## GIVEN MATERIAL
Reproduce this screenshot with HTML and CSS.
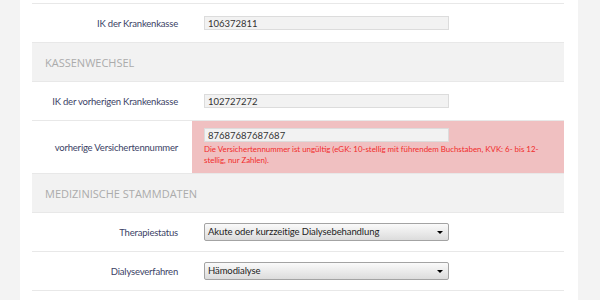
FILE: index.html
```html
<!DOCTYPE html>
<html lang="de">
<head>
    <meta charset="UTF-8">
    <title>Patientendaten</title>
    <link rel="stylesheet" href="styles.css">
</head>
<body>
    <div class="page">
        <div class="form">
            <div class="spacer"></div>

            <div class="row">
                <div class="label">IK der Krankenkasse</div>
                <div class="field"><input type="text" class="text" value="106372811"></div>
            </div>

            <div class="section">Kassenwechsel</div>

            <div class="row">
                <div class="label">IK der vorherigen Krankenkasse</div>
                <div class="field"><input type="text" class="text" value="102727272"></div>
            </div>

            <div class="row row-error">
                <div class="label">vorherige Versichertennummer</div>
                <div class="field">
                    <input type="text" class="text" value="87687687687687">
                    <p class="error-msg">Die Versichertennummer ist ungültig (eGK: 10-stellig mit führendem Buchstaben, KVK: 6- bis 12-stellig, nur Zahlen).</p>
                </div>
            </div>

            <div class="section">Medizinische Stammdaten</div>

            <div class="row">
                <div class="label">Therapiestatus</div>
                <div class="field">
                    <div class="select">Akute oder kurzzeitige Dialysebehandlung</div>
                </div>
            </div>

            <div class="row">
                <div class="label">Dialyseverfahren</div>
                <div class="field">
                    <div class="select">Hämodialyse</div>
                </div>
            </div>

            <div class="row">
                <div class="label">&nbsp;</div>
                <div class="field">
                    <div class="select"></div>
                </div>
            </div>
        </div>
    </div>
</body>
</html>
```

FILE: styles.css
```css
/* Base */
* {
    box-sizing: border-box;
    margin: 0;
    padding: 0;
}

body {
    background: #f3f3f3;
    font-family: Lato, "Open Sans", sans-serif;
    font-size: 9.5px;
    color: #333;
}

.page {
    width: 558px;
    margin-left: 20px;
    background: #fff;
    padding: 0 14px 0 12px;
    min-height: 300px;
}

.spacer {
    height: 3px;
}

/* Form rows */
.row {
    display: grid;
    grid-template-columns: 160px 1fr;
    border-top: 1px solid #e8e8e8;
    min-height: 39px;
}

.label {
    align-self: center;
    text-align: right;
    white-space: nowrap;
    letter-spacing: -0.2px;
    padding-right: 14px;
    color: #3b3f66;
}

.field {
    align-self: center;
    padding: 0 12px;
}

.text {
    display: block;
    width: 245px;
    height: 14px;
    background: #f2f2f2;
    border: 1px solid #dcdcdc;
    font: inherit;
    font-size: 9.5px;
    color: #333;
    padding: 0 3px;
}

/* Error state */
.row-error {
    min-height: 53px;
}

.row-error .field {
    align-self: stretch;
    background: #f0c0c1;
    padding-top: 7px;
    padding-bottom: 6px;
}

.error-msg {
    margin-top: 2px;
    font-size: 7.9px;
    line-height: 11px;
    color: #f02b2b;
}

/* Section headers */
.section {
    background: #f2f2f2;
    border-top: 1px solid #e8e8e8;
    height: 39px;
    line-height: 39px;
    padding-left: 13px;
    color: #ababab;
    font-family: "Open Sans", sans-serif;
    font-size: 11px;
    text-transform: uppercase;
}

/* Selects */
.select {
    position: relative;
    width: 245px;
    height: 18px;
    line-height: 16px;
    border: 1px solid #a3a3a3;
    border-radius: 2px;
    background: linear-gradient(#fafafa, #dcdcdc);
    padding-left: 3px;
    color: #222;
    letter-spacing: -0.1px;
}

.select::after {
    content: "";
    position: absolute;
    right: 5px;
    top: 7px;
    border-left: 3px solid transparent;
    border-right: 3px solid transparent;
    border-top: 3px solid #000;
}
```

## REQUIREMENTS
Reproduce all of the material exactly, apart from the pictures.

## TASK RESULT
Reproduce this screenshot with HTML and CSS.
FILE: index.html
```html
<!DOCTYPE html>
<html lang="de">
<head>
    <meta charset="UTF-8">
    <title>Patientendaten</title>
    <link rel="stylesheet" href="styles.css">
</head>
<body>
    <div class="page">
        <div class="form">
            <div class="spacer"></div>

            <div class="row">
                <div class="label">IK der Krankenkasse</div>
                <div class="field"><input type="text" class="text" value="106372811"></div>
            </div>

            <div class="section">Kassenwechsel</div>

            <div class="row">
                <div class="label">IK der vorherigen Krankenkasse</div>
                <div class="field"><input type="text" class="text" value="102727272"></div>
            </div>

            <div class="row row-error">
                <div class="label">vorherige Versichertennummer</div>
                <div class="field">
                    <input type="text" class="text" value="87687687687687">
                    <p class="error-msg">Die Versichertennummer ist ungültig (eGK: 10-stellig mit führendem Buchstaben, KVK: 6- bis 12-stellig, nur Zahlen).</p>
                </div>
            </div>

            <div class="section">Medizinische Stammdaten</div>

            <div class="row">
                <div class="label">Therapiestatus</div>
                <div class="field">
                    <div class="select">Akute oder kurzzeitige Dialysebehandlung</div>
                </div>
            </div>

            <div class="row">
                <div class="label">Dialyseverfahren</div>
                <div class="field">
                    <div class="select">Hämodialyse</div>
                </div>
            </div>

            <div class="row">
                <div class="label">&nbsp;</div>
                <div class="field">
                    <div class="select"></div>
                </div>
            </div>
        </div>
    </div>
</body>
</html>
```

FILE: styles.css
```css
/* Base */
* {
    box-sizing: border-box;
    margin: 0;
    padding: 0;
}

body {
    background: #f3f3f3;
    font-family: Lato, "Open Sans", sans-serif;
    font-size: 9.5px;
    color: #333;
}

.page {
    width: 558px;
    margin-left: 20px;
    background: #fff;
    padding: 0 14px 0 12px;
    min-height: 300px;
}

.spacer {
    height: 3px;
}

/* Form rows */
.row {
    display: grid;
    grid-template-columns: 160px 1fr;
    border-top: 1px solid #e8e8e8;
    min-height: 39px;
}

.label {
    align-self: center;
    text-align: right;
    white-space: nowrap;
    letter-spacing: -0.2px;
    padding-right: 14px;
    color: #3b3f66;
}

.field {
    align-self: center;
    padding: 0 12px;
}

.text {
    display: block;
    width: 245px;
    height: 14px;
    background: #f2f2f2;
    border: 1px solid #dcdcdc;
    font: inherit;
    font-size: 9.5px;
    color: #333;
    padding: 0 3px;
}

/* Error state */
.row-error {
    min-height: 53px;
}

.row-error .field {
    align-self: stretch;
    background: #f0c0c1;
    padding-top: 7px;
    padding-bottom: 6px;
}

.error-msg {
    margin-top: 2px;
    font-size: 7.9px;
    line-height: 11px;
    color: #f02b2b;
}

/* Section headers */
.section {
    background: #f2f2f2;
    border-top: 1px solid #e8e8e8;
    height: 39px;
    line-height: 39px;
    padding-left: 13px;
    color: #ababab;
    font-family: "Open Sans", sans-serif;
    font-size: 11px;
    text-transform: uppercase;
}

/* Selects */
.select {
    position: relative;
    width: 245px;
    height: 18px;
    line-height: 16px;
    border: 1px solid #a3a3a3;
    border-radius: 2px;
    background: linear-gradient(#fafafa, #dcdcdc);
    padding-left: 3px;
    color: #222;
    letter-spacing: -0.1px;
}

.select::after {
    content: "";
    position: absolute;
    right: 5px;
    top: 7px;
    border-left: 3px solid transparent;
    border-right: 3px solid transparent;
    border-top: 3px solid #000;
}
```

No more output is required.